Congress Lags, but One State Takes the Lead in Addressing Gender Pay Gap
Pay inequality got a spotlight earlier in the year when actor Patricia Arquette rallied against it at a Hollywood awards show, so it may come as no surprise that California is taking the lead in attempting to narrow the gap for female workers in the state.
A new bill, which Gov. Jerry Brown plans to sign into law, ensures that men and women who perform “substantially similar” work—a composite of skill, effort, and responsibility—for the same company are entitled to equal pay, regardless of their job title or geographic location.

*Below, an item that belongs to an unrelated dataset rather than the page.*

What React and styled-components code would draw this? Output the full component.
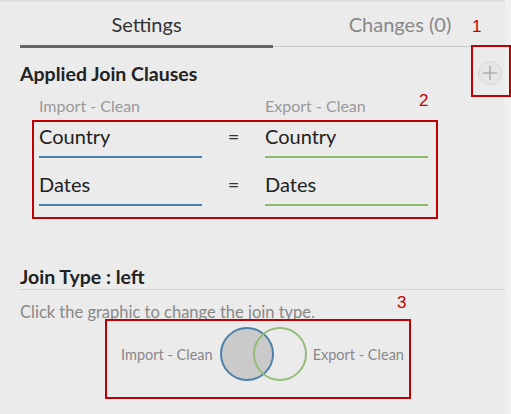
import React from "react";
import styled, { createGlobalStyle } from "styled-components";

const Global = createGlobalStyle`
  html, body { margin: 0; padding: 0; background: #ebebeb; }
  body { font-family: Lato, "Open Sans", sans-serif; }
`;

const Page = styled.div`
  position: relative;
  width: 511px;
  height: 414px;
  display: flex;
  background: #ebebeb;
  overflow: hidden;
`;

const Panel = styled.div`
  width: 505px;
  border-top: 2px solid #dedede;
  padding: 0 0 0 20px;
  box-sizing: border-box;
  display: flex;
  flex-direction: column;
`;

const SideStrip = styled.div`
  flex: 1;
  background: #f0f0f0;
`;

const Tabs = styled.div`
  display: flex;
  height: 46px;
`;

const Tab = styled.div`
  width: ${(p) => p.$w}px;
  box-sizing: border-box;
  display: flex;
  justify-content: center;
  padding-top: 10px;
  padding-left: ${(p) => p.$pl || 0}px;
  font-size: 20px;
  color: ${(p) => (p.$active ? "#333" : "#888")};
  border-bottom: ${(p) => (p.$active ? "3px solid #666" : "1px solid #c9c9c9")};
  height: ${(p) => (p.$active ? 46 : 45)}px;
`;

const SectionHead = styled.div`
  display: flex;
  align-items: center;
  justify-content: space-between;
  margin-top: ${(p) => p.$mt}px;
  padding-right: 3px;
  font-weight: 700;
  font-size: 19.5px;
  color: #222;
  height: 24px;
`;

const AddButton = styled.div`
  width: 22px;
  height: 22px;
  border-radius: 50%;
  background: #e6e6e6;
  border: 1px solid #d6d6d6;
  display: flex;
  align-items: center;
  justify-content: center;
`;

const SourceLabels = styled.div`
  display: grid;
  grid-template-columns: 226px 1fr;
  padding-left: 19px;
  margin-top: 11px;
  font-size: 16px;
  color: #999;
`;

const Clauses = styled.div`
  display: flex;
  flex-direction: column;
  padding-left: 19px;
  margin-top: 6px;
  gap: 11px;
`;

const ClauseRow = styled.div`
  display: grid;
  grid-template-columns: 163px 63px 163px;
  align-items: start;
`;

const Field = styled.div`
  font-size: 20px;
  color: #222;
  height: 37px;
  box-sizing: border-box;
  padding-top: 3px;
  border-bottom: 2px solid ${(p) => p.$color};
`;

const Equals = styled.div`
  font-size: 20px;
  color: #333;
  text-align: center;
  padding-top: 3px;
`;

const Divider = styled.div`
  height: 1px;
  background: #d3d3d3;
  margin-top: 1px;
`;

const Hint = styled.div`
  font-size: 16.5px;
  color: #888;
  margin-top: 12px;
`;

const VennRow = styled.div`
  display: flex;
  align-items: center;
  justify-content: center;
  margin-top: 3px;
  font-size: 14.5px;
  color: #888;
`;

const VennLabel = styled.span`
  margin: ${(p) => (p.$side === "left" ? "0 6px 0 0" : "0 0 0 5px")};
`;

const Annot = styled.div`
  position: absolute;
  left: ${(p) => p.$x}px;
  top: ${(p) => p.$y}px;
  width: ${(p) => p.$w}px;
  height: ${(p) => p.$h}px;
  border: 2px solid #c00000;
  box-sizing: border-box;
  pointer-events: none;
`;

const AnnotNum = styled.div`
  position: absolute;
  left: ${(p) => p.$x}px;
  top: ${(p) => p.$y}px;
  color: #c00000;
  font-family: "Liberation Sans", Arial, sans-serif;
  font-size: 17px;
  line-height: 1;
`;

function PlusIcon() {
  return (
    <svg width="16" height="16" viewBox="0 0 16 16">
      <path d="M8 1v14M1 8h14" stroke="#adadad" strokeWidth="1.6" />
    </svg>
  );
}

function Venn() {
  return (
    <svg width="89" height="58" viewBox="0 0 89 58">
      <circle cx="28" cy="29" r="26" fill="#cacaca" />
      <circle cx="28" cy="29" r="26" fill="none" stroke="#4d80a9" strokeWidth="2" />
      <circle cx="61" cy="29" r="26" fill="none" stroke="#93bc7a" strokeWidth="2" />
    </svg>
  );
}

export default function App() {
  const clauses = [
    ["Country", "Country"],
    ["Dates", "Dates"],
  ];
  return (
    <>
      <Global />
      <Page>
        <Panel>
          <Tabs>
            <Tab $w={253} $active>Settings</Tab>
            <Tab $w={232} $pl={22}>Changes (0)</Tab>
          </Tabs>
          <SectionHead $mt={13}>
            <span>Applied Join Clauses</span>
            <AddButton>
              <PlusIcon />
            </AddButton>
          </SectionHead>
          <SourceLabels>
            <span>Import - Clean</span>
            <span>Export - Clean</span>
          </SourceLabels>
          <Clauses>
            {clauses.map(([a, b]) => (
              <ClauseRow key={a}>
                <Field $color="#4a7fa9">{a}</Field>
                <Equals>=</Equals>
                <Field $color="#8cb870">{b}</Field>
              </ClauseRow>
            ))}
          </Clauses>
          <SectionHead $mt={58}>
            <span>Join Type : left</span>
          </SectionHead>
          <Divider />
          <Hint>Click the graphic to change the join type.</Hint>
          <VennRow>
            <VennLabel $side="left">Import - Clean</VennLabel>
            <Venn />
            <VennLabel $side="right">Export - Clean</VennLabel>
          </VennRow>
        </Panel>
        <SideStrip />
        <AnnotNum $x={472} $y={18}>1</AnnotNum>
        <Annot $x={471} $y={45} $w={40} $h={52} />
        <AnnotNum $x={419} $y={92}>2</AnnotNum>
        <Annot $x={32} $y={120} $w={406} $h={99} />
        <AnnotNum $x={397} $y={294}>3</AnnotNum>
        <Annot $x={105} $y={319} $w={306} $h={80} />
      </Page>
    </>
  );
}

Fatima Goss Graves, senior vice president for program at the National Women’s Law Center, sees it as a step in the right direction. “This law to me says, ‘We’re really serious about finally addressing the problem of pay discrimination,’ ” says Graves, whose organization has long advocated for passage of the federal Paycheck Fairness Act, which has repeatedly failed to pass the Republican-controlled Congress since being introduced in the Senate in 2010. “It’s a really common-sense idea—that having more transparency makes the rights stronger, makes it easier for civil-rights agencies to do their job.”
The California bill also aims to protect workers who openly discuss their pay from potential retaliation by their employers. While workers are safeguarded by an existing state law and the National Labor Relations Act of 1935, the consequences for employers violating the law range from a notice to an investigation into whether back pay is due. The California bill, which would be monitored by the Division of Labor Standards Enforcement, would strengthen the punishments for employers who are in violation, authorizing employees to recover lost wages and work benefits through a civil action reinstatement.
The bill passed the California State Senate unanimously in September. The California Chamber of Commerce initially opposed the bill but later voiced support following tweaks that clarified the situation in which employers would be required to pay compensation: when an employee proves that her duties were nearly identical to that of a male coworker, but the pay was different.
Lily Ledbetter made such a discovery nearly two decades into her career at Goodyear, when an anonymous coworker tipped her off that her male counterparts were making much more money for the same amount of work. Her Supreme Court gender discrimination lawsuit became a rallying cry for feminists and inspired the Lily Ledbetter Fair Pay Act, the first bill President Obama signed into law after taking office in 2009. In spite of the measure, the wage gap between male and female workers in the U.S. persists.
Last year it narrowed to its lowest point on record, according to census data released last week, but the 1 percent bump in women’s salaries compared with men’s—now 78.6 percent—is hardly significant in the broader picture. The numbers shows that there hasn’t been any major change in the gender wage gap since 2007, when women made 77.8 percent of what men made.
The gap is statistically much wider for women of color and Latinas, who are paid an average of 64 percent and 56 percent, respectively, of what their male counterparts are paid, according to the National Women’s Law Center. The Institute for Women’s Policy Research estimates that in the United States overall, the gap between men’s and women’s pay won’t close until 2058.
Nancy McFadden, an executive secretary at the California governor’s office, announced on Twitter on Women’s Equality Day—Aug. 26—that Brown will sign the bill when it reaches his desk. He has until Oct. 11 to do so.
UPDATED Oct. 6, 2015—1:00 p.m.
Brown signed the bill into law during a ceremony on Tuesday at the Rosie the Riveter National Historical Park in Richmond, California. "Sixty-six years after the passage of the California Equal Pay Act, many women still earn less money than men doing the same or similar work," he said. "This bill is another step toward closing the persistent wage gap between men and women." Maria Shriver, Geena Davis, Dianne Feinstein, and Nancy Pelosi were among the advocates that issued statements applauding the decision.